* _Problem_
Reproduce the listing below exactly, minus its pictures.

* _Data section_
◆ ◆ ◆

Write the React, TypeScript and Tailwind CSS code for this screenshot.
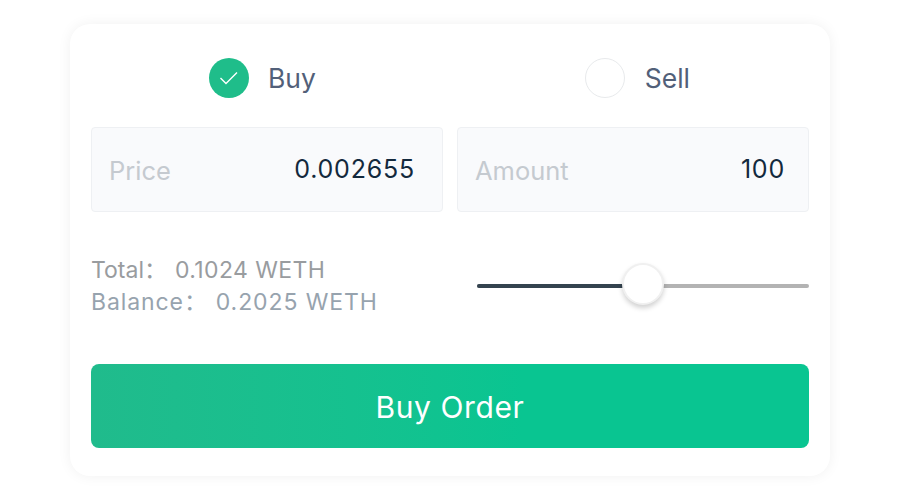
export default function App() {
  return (
    <div className="w-[900px] h-[500px] bg-white pt-6 px-[70px] font-['Inter','Noto_Sans_CJK_SC',sans-serif]">
      <div className="w-[760px] h-[452px] bg-white rounded-[20px] shadow-[0_0_14px_rgba(0,0,0,0.06)] pt-[34px] px-[21px]">
        <div className="flex justify-between pl-[118px] pr-[119px] h-10">
          <div className="flex items-center gap-[19px]">
            <div className="w-10 h-10 rounded-full bg-[#1fbd8a] flex items-center justify-center">
              <svg width="20" height="16" viewBox="0 0 20 16" fill="none">
                <path d="M1.5 8 L7 13.5 L18 2.5" stroke="white" strokeWidth="1.4" />
              </svg>
            </div>
            <span className="text-[26.5px] leading-none text-[#526079]">Buy</span>
          </div>
          <div className="flex items-center gap-5">
            <div className="w-10 h-10 rounded-full bg-white border border-[#e8eaec]" />
            <span className="text-[26.5px] leading-none text-[#526079]">Sell</span>
          </div>
        </div>
        <div className="grid grid-cols-2 gap-[14px] mt-[29px]">
          <div className="h-[85px] bg-[#f9fafc] border border-[#eef0f3] rounded flex items-center justify-between pl-[17px] pr-[27px]">
            <span className="text-[25.5px] text-[#c5cad0] mt-[3px]">Price</span>
            <span className="text-[25px] text-[#13293d] tracking-[0.8px] mt-[1px]">0.002655</span>
          </div>
          <div className="h-[85px] bg-[#f9fafc] border border-[#eef0f3] rounded flex items-center justify-between pl-[17px] pr-[23px]">
            <span className="text-[25.5px] text-[#c5cad0] mt-[3px]">Amount</span>
            <span className="text-[25px] text-[#13293d] tracking-[0.8px] mt-[1px]">100</span>
          </div>
        </div>
        <div className="flex justify-between mt-[42px] h-[64px]">
          <div className="text-[23px] leading-8">
            <div className="flex text-[#999c9f]">
              <span>Total</span><span>：</span><span className="ml-[8px] tracking-[0.4px]">0.1024 WETH</span>
            </div>
            <div className="flex text-[#97a3ae] tracking-[0.9px]">
              <span>Balance</span><span>：</span><span className="ml-2">0.2025 WETH</span>
            </div>
          </div>
          <div className="relative w-[332px] h-[4px] mt-[30px] rounded-full bg-[#b3b3b3]">
            <div className="h-full w-[150px] rounded-l-full bg-[#34434f]" />
            <div className="absolute left-[145px] top-[-21px] w-[42px] h-[42px] rounded-full bg-white border-2 border-[#f0f0f0] shadow-[0_3px_5px_rgba(0,0,0,0.18)]" />
          </div>
        </div>
        <button className="mt-[46px] w-full h-[84px] rounded-lg bg-linear-to-r from-[#20bb8c] to-[#09c591] to-60% text-white text-[30px] tracking-[0.6px] pt-[2px] flex items-center justify-center">
          Buy Order
        </button>
      </div>
    </div>
  );
}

◆ ◆ ◆

* _Response to this exercise_
Write the React, TypeScript and Tailwind CSS code for this screenshot.
export default function App() {
  return (
    <div className="w-[900px] h-[500px] bg-white pt-6 px-[70px] font-['Inter','Noto_Sans_CJK_SC',sans-serif]">
      <div className="w-[760px] h-[452px] bg-white rounded-[20px] shadow-[0_0_14px_rgba(0,0,0,0.06)] pt-[34px] px-[21px]">
        <div className="flex justify-between pl-[118px] pr-[119px] h-10">
          <div className="flex items-center gap-[19px]">
            <div className="w-10 h-10 rounded-full bg-[#1fbd8a] flex items-center justify-center">
              <svg width="20" height="16" viewBox="0 0 20 16" fill="none">
                <path d="M1.5 8 L7 13.5 L18 2.5" stroke="white" strokeWidth="1.4" />
              </svg>
            </div>
            <span className="text-[26.5px] leading-none text-[#526079]">Buy</span>
          </div>
          <div className="flex items-center gap-5">
            <div className="w-10 h-10 rounded-full bg-white border border-[#e8eaec]" />
            <span className="text-[26.5px] leading-none text-[#526079]">Sell</span>
          </div>
        </div>
        <div className="grid grid-cols-2 gap-[14px] mt-[29px]">
          <div className="h-[85px] bg-[#f9fafc] border border-[#eef0f3] rounded flex items-center justify-between pl-[17px] pr-[27px]">
            <span className="text-[25.5px] text-[#c5cad0] mt-[3px]">Price</span>
            <span className="text-[25px] text-[#13293d] tracking-[0.8px] mt-[1px]">0.002655</span>
          </div>
          <div className="h-[85px] bg-[#f9fafc] border border-[#eef0f3] rounded flex items-center justify-between pl-[17px] pr-[23px]">
            <span className="text-[25.5px] text-[#c5cad0] mt-[3px]">Amount</span>
            <span className="text-[25px] text-[#13293d] tracking-[0.8px] mt-[1px]">100</span>
          </div>
        </div>
        <div className="flex justify-between mt-[42px] h-[64px]">
          <div className="text-[23px] leading-8">
            <div className="flex text-[#999c9f]">
              <span>Total</span><span>：</span><span className="ml-[8px] tracking-[0.4px]">0.1024 WETH</span>
            </div>
            <div className="flex text-[#97a3ae] tracking-[0.9px]">
              <span>Balance</span><span>：</span><span className="ml-2">0.2025 WETH</span>
            </div>
          </div>
          <div className="relative w-[332px] h-[4px] mt-[30px] rounded-full bg-[#b3b3b3]">
            <div className="h-full w-[150px] rounded-l-full bg-[#34434f]" />
            <div className="absolute left-[145px] top-[-21px] w-[42px] h-[42px] rounded-full bg-white border-2 border-[#f0f0f0] shadow-[0_3px_5px_rgba(0,0,0,0.18)]" />
          </div>
        </div>
        <button className="mt-[46px] w-full h-[84px] rounded-lg bg-linear-to-r from-[#20bb8c] to-[#09c591] to-60% text-white text-[30px] tracking-[0.6px] pt-[2px] flex items-center justify-center">
          Buy Order
        </button>
      </div>
    </div>
  );
}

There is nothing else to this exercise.